Because economists expected the Fed to hold its rate and predict one rate cut in 2026, mortgage rates may not move much in response to the Fed meeting. However, conflict in Iran has already contributed to higher mortgage rates, and Powell expressed that the turmoil will impact Fed moves later in the year.

So, mortgage rates could hold steady or tick up after the Fed meeting — but don’t expect them to decrease.

Factors impacting mortgage rates over the next month

We don’t need to wait for the Fed meeting on April 28-29 to see how the economy will affect mortgage rates. Here are some key factors that impact interest rates and could move mortgage rates over the next several weeks, regardless of what the Fed does at its next meeting.

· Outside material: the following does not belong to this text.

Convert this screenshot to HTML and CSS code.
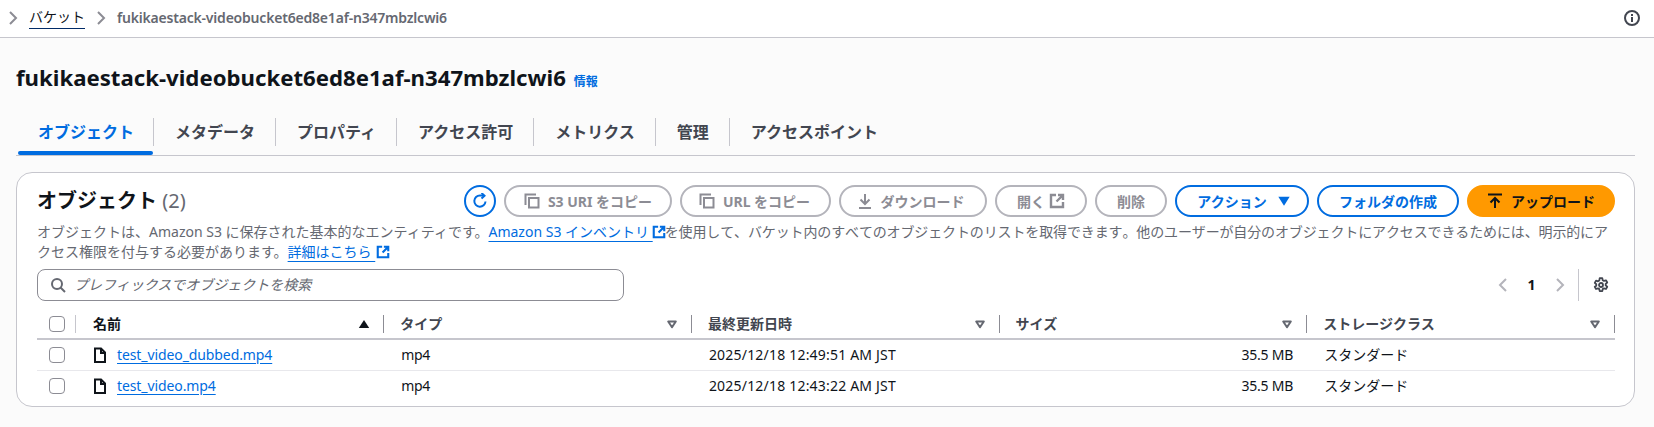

  • Inflation could shift. Not only does inflation affect the Fed’s decision about the fed funds rate, but slower inflation also typically pushes mortgage rates down. “Cooling prices would likely do more to bring rates down than a rate cut alone,” said Vernon.
  • Developments in the Middle East could push up mortgage rates. “With the Fed [holding] rates steady at its meeting this week, markets are likely to remain focused on geopolitics and any signs of policy relief until there is a clearer path toward de-escalation,” said Jeff DerGurahian, loanDepot’s chief investment officer and head economist.
  • Employment could slow down even more. DerGurahian told TheStreet that if jobs reports continue to show weak data, mortgage rates may decrease in response.